The Bowie, Clubb, and Yeates research team is developing new technologies to carry out important biosynthetic and biodegradation reaction schemes in vitro through the design of novel pathways and enzyme systems. Current applications of our emerging research range from advanced synthetic schemes for producing biofuels and high value chemicals, to the design of novel enzyme assemblies for performing sequential cellulose degradation reactions.

Extracting complex pathways from the cell for in vitro applications offers important advantages. These include the ability to mix and match enzyme components, fine tune reaction conditions and stoichiometries, and eliminate cytotoxic effects that often constrain in vivo biosynthetic schemes. Re- engineering or repurposing natural systems for in vitro use also introduces special challenges such as energy and cofactor balance, enzyme stability, product separation, and optimal spatial organization of enzymes. In addressing these key synthetic biochemistry challenges, our recent DOE-funded efforts have led to a number of exciting advances, as described in our Progress Report and in the preliminary data for our proposed ongoing research efforts.
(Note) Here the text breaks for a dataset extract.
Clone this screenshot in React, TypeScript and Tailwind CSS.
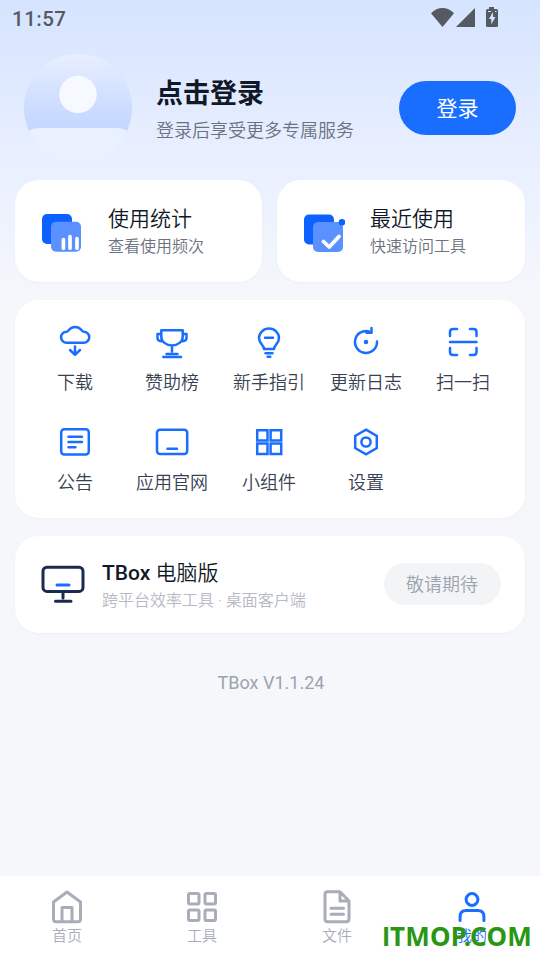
import React from "react";

const font = "font-['Roboto','Noto_Sans_CJK_SC',sans-serif]";

const line = {
  fill: "none",
  stroke: "currentColor",
  strokeLinecap: "round" as const,
  strokeLinejoin: "round" as const,
};

function StatusBar() {
  return (
    <div className="h-[38px] shrink-0 flex items-center justify-between pl-3 pr-[41px] text-[#545962]">
      <span className="text-[20.5px] leading-[38px] tracking-[0.5px] font-medium">11:57</span>
      <div className="flex h-[38px] items-start pt-[7px]">
        <svg width="69" height="21" viewBox="0 0 69 21" fill="currentColor">
          <path d="M1 6.2C7.5-.7 17.5-.7 24 6.2L12.5 20z" />
          <path d="M45 1v19H26z" />
          <path
            fillRule="evenodd"
            d="M59 0h5v2h2.500Q68 2 68 3.500V18.500Q68 20 66.500 20H57.500Q56 20 56 18.500V3.500Q56 2 57.500 2H59zM63 5L59 12H61.300V17.200L65.500 10H63zM58 4h3v1h-3zM65 4h1.500v1H65z"
          />
        </svg>
      </div>
    </div>
  );
}

function Avatar() {
  return (
    <svg width="108" height="108" viewBox="0 0 108 108" className="shrink-0">
      <defs>
        <linearGradient id="avatarBg" x1="0" y1="0" x2="0" y2="1">
          <stop offset="0" stopColor="#e8efff" />
          <stop offset="0.72" stopColor="#cadbff" />
          <stop offset="1" stopColor="#c4d7ff" />
        </linearGradient>
        <linearGradient id="avatarBody" x1="0" y1="0" x2="0" y2="1">
          <stop offset="0" stopColor="#e9f0ff" />
          <stop offset="1" stopColor="#ebf1ff" />
        </linearGradient>
        <clipPath id="avatarClip">
          <circle cx="54" cy="54" r="54" />
        </clipPath>
      </defs>
      <g clipPath="url(#avatarClip)">
        <rect width="108" height="80" fill="url(#avatarBg)" />
        <circle cx="54" cy="40.500" r="18.700" fill="#f6f9ff" />
        <path d="M0 124V90Q0 74 16 74H92Q108 74 108 90V124z" fill="url(#avatarBody)" />
      </g>
    </svg>
  );
}

function StatsIcon() {
  return (
    <svg width="42" height="42" viewBox="0 0 42 42">
      <rect x="1" y="4" width="30" height="30" rx="5" fill="#0d62ff" />
      <rect x="10" y="11.700" width="30" height="30" rx="5" fill="#5b90ff" />
      <path d="M22.400 29.500v8.700M29 26.500v11.700M36 28.500v9.700" stroke="#fff" strokeWidth="3.700" strokeLinecap="round" />
    </svg>
  );
}

function RecentIcon() {
  return (
    <svg width="42" height="42" viewBox="0 0 42 42">
      <rect x="1" y="4.500" width="30" height="30" rx="5" fill="#0d62ff" />
      <rect x="10" y="12" width="30" height="30" rx="5" fill="#5b90ff" />
      <circle cx="39" cy="12.300" r="3.300" fill="#0d62ff" />
      <path d="M20.500 31.500l5.700 5.500L36 26.500" fill="none" stroke="#fff" strokeWidth="3.800" strokeLinecap="round" strokeLinejoin="round" />
    </svg>
  );
}

const icons: Record<string, React.ReactNode> = {
  download: (
    <>
      <path d="M9.500 18.700A5.450 5.450 0 0 1 9.500 7.800Q10.800 7.600 11.600 6.400A8 8 0 0 1 24.700 6.400Q25.500 7.600 26.800 7.800A5.450 5.450 0 0 1 26.800 18.700z" />
      <path d="M18 22.500v8.200M13 26l5 4.800 5-4.800" />
    </>
  ),
  trophy: (
    <path d="M7.300 6.200h21.400v6.500a10.700 8.700 0 0 1-21.400 0zM7 10H3.500v4q0 3 4 3.200M29 10h3.500v4q0 3-4 3.200M18 21.500v6M12.500 30h11M9.300 33h17.700" />
  ),
  bulb: (
    <path d="M13 24.900c0-3.900-5-5.400-5-10.900a10 9.500 0 0 1 20 0c0 5.500-5 7-5 10.900zM14 13.700h8M14.500 29.300h7M16.700 32.700h2.600" />
  ),
  update: (
    <>
      <path d="M29 17.600a11 11 0 1 1-8-10.200M23.500 4v4.800h-5" />
      <circle cx="18" cy="18" r="2.300" fill="currentColor" stroke="none" />
    </>
  ),
  scan: (
    <path d="M5 12V8q0-3 3-3h4M25 5h3.500q3 0 3 3v4M5 24v4q0 3 3 3h4M25 31h3.500q3 0 3-3v-4M5 18h26.500" />
  ),
  notice: (
    <>
      <rect x="4.200" y="5.200" width="27.600" height="25.400" rx="3" />
      <path d="M11.500 12.700H25M11.500 18H25M11.500 23.300h7" />
    </>
  ),
  web: (
    <>
      <rect x="3" y="5.800" width="30.200" height="24.200" rx="3" />
      <path d="M13.500 24.700h9.500" />
    </>
  ),
  widget: (
    <path strokeLinejoin="miter" d="M6.200 6.200h10.300v10.300H6.200zM19.600 6.200h10.600v10.300H19.600zM6.200 19.600h10.300v10.300H6.200zM19.600 19.600h10.600v10.300H19.600z" />
  ),
  settings: (
    <>
      <path strokeLinejoin="miter" d="M18 5.700l10.800 6.200v12.200L18 30.300 7.200 24.100V11.900z" />
      <circle cx="18" cy="18" r="4.600" />
    </>
  ),
};

const tools = [
  { icon: "download", label: "下载" },
  { icon: "trophy", label: "赞助榜" },
  { icon: "bulb", label: "新手指引" },
  { icon: "update", label: "更新日志" },
  { icon: "scan", label: "扫一扫" },
  { icon: "notice", label: "公告" },
  { icon: "web", label: "应用官网" },
  { icon: "widget", label: "小组件" },
  { icon: "settings", label: "设置" },
];

const tabs = [
  {
    label: "首页",
    icon: <path d="M4.500 13L18 3 31.500 13v17q0 2.700-2.700 2.700H7.200q-2.700 0-2.700-2.700zM13 32.500V18.500h10V32.500" />,
  },
  {
    label: "工具",
    icon: (
      <>
        <rect x="4.500" y="4.500" width="10.500" height="10.500" rx="1.500" />
        <rect x="21" y="4.500" width="10.500" height="10.500" rx="1.500" />
        <rect x="4.500" y="21" width="10.500" height="10.500" rx="1.500" />
        <rect x="21" y="21" width="10.500" height="10.500" rx="1.500" />
      </>
    ),
  },
  {
    label: "文件",
    icon: <path d="M8.500 2.700H21L30 12V30q0 2.700-2.700 2.700H8.700Q6 32.700 6 30V5.200q0-2.500 2.500-2.500zM21 2.700V12H30M12 19.300h12.500M12 25.300h12.500" />,
  },
  {
    label: "我的",
    active: true,
    icon: (
      <>
        <circle cx="18" cy="10.500" r="5.900" />
        <path d="M6.100 31.500V28q0-6.500 6-6.500h11.800q6 0 6 6.500v3.500" />
      </>
    ),
  },
];

function EntryCard({ icon, title, desc }: { icon: React.ReactNode; title: string; desc: string }) {
  return (
    <div className="h-[102px] flex items-center rounded-[24px] bg-white pl-[26px] shadow-[0_1px_3px_rgba(15,23,42,0.03)]">
      {icon}
      <div className="ml-[25px] pt-px">
        <div className="text-[21px] leading-[30px] font-[350] text-[#111827]">{title}</div>
        <div className="text-[16px] leading-[26px] font-[350] text-[#6b7280]">{desc}</div>
      </div>
    </div>
  );
}

export default function App() {
  return (
    <div
      className={`relative h-[960px] w-[540px] overflow-hidden flex flex-col bg-[#f5f7fb] bg-[linear-gradient(180deg,#d6e4ff_0px,#eaf0ff_170px,#f5f7fb_300px)] ${font}`}
    >
      <StatusBar />

      <header className="mt-4 h-[108px] flex items-center px-6">
        <Avatar />
        <div className="ml-6 flex-1 pt-[4px]">
          <h1 className="text-[27px] leading-[40px] font-bold text-[#111827]">点击登录</h1>
          <p className="pt-px text-[18px] leading-[32px] font-[350] text-[#6b7280]">登录后享受更多专属服务</p>
        </div>
        <button className="h-[54px] w-[117px] rounded-full bg-[#1a6eff] pt-[3px] text-[21px] text-white">登录</button>
      </header>

      <main className="flex-1 px-[15px] pt-[18px]">
        <section className="grid grid-cols-[247px_248px] gap-[15px]">
          <EntryCard icon={<StatsIcon />} title="使用统计" desc="查看使用频次" />
          <EntryCard icon={<RecentIcon />} title="最近使用" desc="快速访问工具" />
        </section>

        <section className="mt-[18px] h-[218px] grid grid-cols-5 auto-rows-[100px] rounded-[24px] bg-white pl-[11.5px] pr-[13.5px] pt-6 shadow-[0_1px_3px_rgba(15,23,42,0.03)]">
          {tools.map((tool) => (
            <div key={tool.icon} className="flex flex-col items-center">
              <svg width="36" height="36" viewBox="0 0 36 36" strokeWidth="2.500" className="text-[#1a6eff]" {...line}>
                {icons[tool.icon]}
              </svg>
              <span className="mt-[9px] text-[18px] leading-[28px] font-[350] whitespace-nowrap text-[#374151]">{tool.label}</span>
            </div>
          ))}
        </section>

        <section className="mt-[18px] h-[97px] flex items-center rounded-[24px] bg-white pl-[26px] pr-6 shadow-[0_1px_3px_rgba(15,23,42,0.03)]">
          <svg width="44" height="44" viewBox="0 0 44 44" strokeWidth="3" className="text-[#1c2a50]" {...line}>
            <rect x="2" y="4.200" width="40" height="24.200" rx="4" />
            <path d="M22 29v6M14.500 38.300h15.500" />
            <path d="M16 22h12" stroke="#1a6eff" />
          </svg>
          <div className="ml-[17px] flex-1 pt-[3px]">
            <div className="text-[21px] leading-[30px] font-[350] text-[#111827]">
              <span className="font-medium">TBox</span> 电脑版
            </div>
            <div className="text-[16px] leading-[26px] font-[350] whitespace-nowrap text-[#b6bac3]">跨平台效率工具 · 桌面客户端</div>
          </div>
          <span className="mb-px h-[42px] w-[117px] flex items-center justify-center rounded-full bg-[#f3f4f6] pr-px text-[18px] font-[350] text-[#9ca3af]">
            敬请期待
          </span>
        </section>

        <p className="mt-[36px] pl-[2px] text-center text-[18px] leading-[28px] text-[#9ca3af]">TBox V1.1.24</p>
      </main>

      <nav className="h-[84px] grid grid-cols-4 bg-white pt-[13px]">
        {tabs.map((tab) => (
          <div key={tab.label} className={`flex flex-col items-center pr-px ${tab.active ? "text-[#1a6eff]" : "text-[#a9adb9]"}`}>
            <svg width="36" height="36" viewBox="0 0 36 36" strokeWidth="3" {...line}>
              {tab.icon}
            </svg>
            <span className="mt-px text-[15px] leading-[20px] font-[350]">{tab.label}</span>
          </div>
        ))}
      </nav>

      <div className="absolute right-[8px] bottom-[5px] text-[26px] leading-[36px] tracking-[0.25px] font-bold text-[#2a9614] font-['Noto_Sans','Open_Sans',sans-serif]">
        <span className="font-['Inter',sans-serif] text-[25.5px]">I</span>TMOP.COM
      </div>
    </div>
  );
}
Our team brings valuable and complementary expertise to bear on this broad research area. Bowie has pioneered the development of complex in vitro pathways for the biosynthesis of a wide range of chemicals in recent work. The pathways he has developed set the stage for much of the work proposed for this project on optimizing performance through further pathway and enzyme design, with the ultimate goal of low-cost, sustainable green synthesis of diverse chemicals. Clubb has been exploiting his expertise on the bacterial sortase system to develop exciting new enzyme-based ligation strategies for covalently linking proteins and enzymes together in prescribed arrangements. The organization of multiple cellulose degrading enzymes on designed protein cage scaffolds from the Yeates lab represented an early test bed for that ligation work. For our next efforts, the Clubb and Yeates groups will be testing several new approaches for conformationally stabilizing and geometrically organizing key enzymes in the pathways under development by the Bowie group. We anticipate this project will lead to further improvements in the biosynthesis of important fuels and chemicals, while simultaneously opening new avenues for enzyme
design and pathway engineering.